Gravity waves in the atmosphere occur when a parcel of air is lifted, usually by terrain or updrafts in thunderstorms, and then gravity serves as a force to try to restore the parcel to an equilibrium state. The waves occur as the parcel overshoots its equilibrium point, rising or sinking because of its own momentum. Gravity waves play a large role in the atmosphere due to their ability to affect circulation patterns. This award is for the study of thunderstorm-induced gravity waves in the lower to middle atmosphere, using a research aircraft and remote sensing instruments. The observations will be combined with state-of-the-art numerical models to improve understanding of gravity waves and provide guidance for improving their representation in weather and climate models. The project will provide training opportunities for a number of students and early career researchers and public outreach will be conducted during a facility day and K-12 school visits.
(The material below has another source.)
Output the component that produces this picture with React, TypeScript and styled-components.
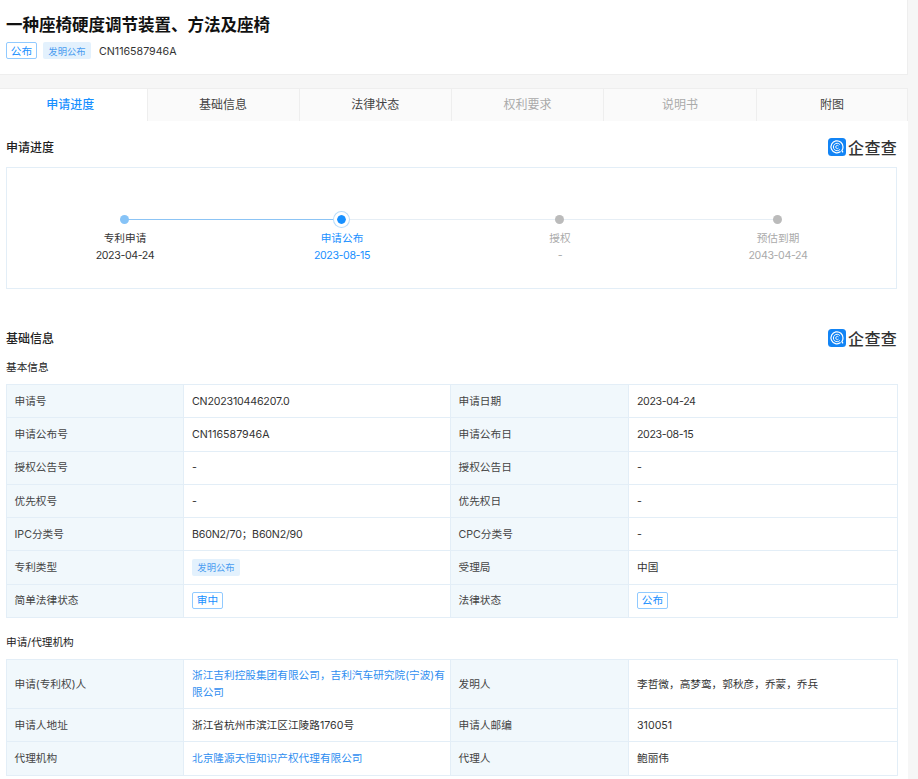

The collaborative research team will conduct a field campaign and associated modeling effort to increase understanding of convective gravity wave (CGW) dynamics and their role in atmospheric circulation, structure, and variability from Earth's surface to the stratopause and above. Gravity waves that are generated by deep convection have not previously been quantified by full-column measurements. The CGWaveS field campaign will be conducted in the central US in June 2022 using the NSF/NCAR G-V research aircraft. The G-V will make in situ measurements using tracers of vertical transport and mixing and remote sensing measurements of radial winds from 15-25km using a Na resonance lidar and temperature and perturbations from 25-60km via a Rayleigh lidar. OH airglow measurements at 85km will provide additional data about the atmospheric structure. Multiple numerical models will be used, including the WRF in idealized and real-case configurations, the GATS Complex Geometry Compressible Atmosphere Model (CGCAM) and ERAU Model for Acoustic-Gravity wave Interactions and Coupling (MAGIC) for CGW responses extending throughout the stratosphere, and the GATS spectral DNS models that can resolve instabilities and turbulence. The measurement campaign and analysis and modeling efforts would focus on four main science goals: 1) Measure and quantify CGW generation, propagation, and variability throughout the troposphere and stratosphere, 2) Identify and quantify the convective source dynamics that dictate CGW character and orientations for a variety of source conditions, 3) Quantify CGW refraction in variable winds, breaking and instability dynamics, mean-flow interactions, and their effects in the stratosphere for a range of environments, and 4) Advance the parameterizations of both CGW generation by WSR-88D measurements and the resulting CGW nonlinear dynamics and influences in the troposphere and stratosphere.

The CGWaveS campaign is scheduled for June-July 2023.